Por parte masculina ocurre lo mismo. Si para Verdi una voz grave, la del bajo, es sinónimo de madurez y de autoridad, la contraria o aguda representa la juventud con todas sus ilusiones, impulsos y anhelos, la del tenor. Una de las tesituras escrita por Verdi para un bajo, aparte de la de Zaccaria de Nabucco, en la que ha de descender a las notas inferiores más extremas de la partitura, es la detentada por el Gran Inquisidor en Don Carlo. Porque así añade a su intrínseca autoridad sagrada un sombrío elemento negativo de caracterización. Verdi, como se sabe, era poco dado a simpatías religiosas y menos a las autoritarias y fanáticas.

Verdi, se repite, llevó a las sopranos a sus máximas posibilidades y ahí están los ejemplos de Abigaille en Nabucco, Odabella en Attila o la pérfida Lady Macbeth, personajes vocalmente hablando de casi imposible satisfacción. Sin olvidar a Violetta Valéry, uno de los papeles de soprano más codiciados por quienes detentan esta categoría vocal, auténtica reválida para demostrar posibilidades y valías. Por el otro lado, concibió una retahíla de tenores de descomunal beneficio para la más aguda cuerda masculina, con extremos irreconciliables: el tan rossiniano Edoardo de Un giorno di regno o su álter ego Fenton de Falstaff por un lado, a Otello por el otro; en medio, el Duque de Mantua, Riccardo, Manrico, Ernani, Stiffelio o Radamès, claros objetos de deseos tenoriles.
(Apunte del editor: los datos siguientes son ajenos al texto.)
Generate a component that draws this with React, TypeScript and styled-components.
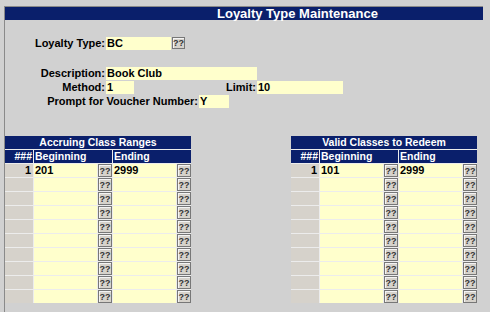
import React from "react";
import styled, { createGlobalStyle } from "styled-components";

const NAVY = "#0a1f6b";
const PAGE = "#d1d1d1";
const FIELD = "#ffffcc";
const CELL = "#d6d2cb";

const GlobalStyle = createGlobalStyle`
  html, body {
    margin: 0;
    padding: 0;
    background: ${PAGE};
    font-family: "Liberation Sans", Arial, sans-serif;
  }
`;

const Frame = styled.div`
  margin: 6px 0 0 4px;
  width: 479px;
  height: 306px;
  border-left: 1px solid #8a8a8a;
  border-top: 1px solid #8a8a8a;
  box-sizing: border-box;
`;

const TitleBar = styled.div`
  height: 13px;
  background: ${NAVY};
  color: #fff;
  font-weight: bold;
  font-size: 13px;
  line-height: 13px;
  padding-left: 212px;
  white-space: nowrap;
`;

const Form = styled.div`
  display: flex;
  flex-direction: column;
  padding-top: 16px;
`;

const Row = styled.div<{ $top?: number }>`
  display: flex;
  align-items: center;
  height: 14px;
  margin-top: ${(p) => p.$top ?? 0}px;
`;

const Label = styled.span<{ $w: number }>`
  width: ${(p) => p.$w}px;
  text-align: right;
  font-size: 11px;
  font-weight: bold;
  color: #000;
  padding-right: 1px;
  white-space: nowrap;
`;

const Field = styled.input<{ $w: number }>`
  width: ${(p) => p.$w}px;
  height: 13px;
  box-sizing: border-box;
  border: none;
  margin: 0;
  padding: 0 1px;
  background: ${FIELD};
  font-family: "Liberation Sans", Arial, sans-serif;
  font-size: 11px;
  font-weight: bold;
  color: #000;
  outline: none;
`;

const Lookup = styled.button`
  width: 13px;
  height: 12px;
  padding: 0;
  margin: 0 0 0 1px;
  box-sizing: border-box;
  border: 1px solid #777;
  box-shadow: inset 1px 1px 0 #f4f4f4;
  background: ${CELL};
  color: #333;
  font-family: "Liberation Sans", Arial, sans-serif;
  font-size: 9px;
  font-weight: bold;
  line-height: 10px;
  text-align: center;
`;

const Tables = styled.div`
  display: flex;
  margin-top: 28px;
  gap: 100px;
`;

const Grid = styled.div`
  display: grid;
  grid-template-columns: 28px 63px 14px 63px 14px;
  grid-auto-rows: 13px;
  gap: 1px;
  background: #ececec;
  width: 186px;
`;

const Caption = styled.div`
  grid-column: 1 / -1;
  background: ${NAVY};
  color: #fff;
  font-size: 10.5px;
  font-weight: bold;
  line-height: 13px;
  text-align: center;
`;

const Head = styled.div<{ $span?: number; $right?: boolean }>`
  grid-column: span ${(p) => p.$span ?? 1};
  background: ${NAVY};
  color: #fff;
  font-size: 10.5px;
  font-weight: bold;
  line-height: 13px;
  text-align: ${(p) => (p.$right ? "right" : "left")};
  padding: 0 1px;
`;

const Num = styled.div`
  background: ${CELL};
  font-size: 11px;
  font-weight: bold;
  line-height: 13px;
  text-align: right;
  padding-right: 2px;
`;

const GridField = styled.div`
  background: ${FIELD};
  font-size: 11px;
  font-weight: bold;
  line-height: 13px;
  padding-left: 1px;
`;

const GridBtn = styled(Lookup)`
  width: 14px;
  height: 13px;
  margin: 0;
`;

type Range = { beg: string; end: string };

function RangeTable({ title, first }: { title: string; first: Range }) {
  const rows = Array.from({ length: 10 }, (_, i) => (i === 0 ? first : { beg: "", end: "" }));
  return (
    <Grid>
      <Caption>{title}</Caption>
      <Head $right>###</Head>
      <Head $span={2}>Beginning</Head>
      <Head $span={2}>Ending</Head>
      {rows.map((r, i) => (
        <React.Fragment key={i}>
          <Num>{i === 0 ? "1" : ""}</Num>
          <GridField>{r.beg}</GridField>
          <GridBtn>??</GridBtn>
          <GridField>{r.end}</GridField>
          <GridBtn>??</GridBtn>
        </React.Fragment>
      ))}
    </Grid>
  );
}

export default function App() {
  return (
    <>
      <GlobalStyle />
      <Frame>
        <TitleBar>Loyalty Type Maintenance</TitleBar>
        <Form>
          <Row>
            <Label $w={100}>Loyalty Type:</Label>
            <Field $w={65} readOnly value="BC" />
            <Lookup>??</Lookup>
          </Row>
          <Row $top={16}>
            <Label $w={100}>Description:</Label>
            <Field $w={151} readOnly value="Book Club" />
          </Row>
          <Row>
            <Label $w={100}>Method:</Label>
            <Field $w={28} readOnly value="1" />
            <Label $w={122}>Limit:</Label>
            <Field $w={86} readOnly value="10" />
          </Row>
          <Row>
            <Label $w={193}>Prompt for Voucher Number:</Label>
            <Field $w={30} readOnly value="Y" />
          </Row>
        </Form>
        <Tables>
          <RangeTable title="Accruing Class Ranges" first={{ beg: "201", end: "2999" }} />
          <RangeTable title="Valid Classes to Redeem" first={{ beg: "101", end: "2999" }} />
        </Tables>
      </Frame>
    </>
  );
}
En territorio mezzosopranil qué más opuesto a la desvergonzada y sensual Preziosilla de La forza del destino que la tenebrosa Azucena de Il trovatore o la apasionada y apasionante Éboli de Don Carlo.

Pero donde el genio verdiano dio muestras de su mayor fantasía fue con la cuerda de barítono. A través de ella construyó una serie de figuras paternales -las maternales no existen: Amelia es madre de soslayo y Azucena no es en realidad la madre de Manrico- de incalculable perfil humano: Rigoletto, Boccanegra, Giorgio Germont, Miller, Amonasro, Monforte, el Dux Foscari. Nunca hasta Verdi una voz de barítono pudo expresar tanto potencial instrumental y expresivo.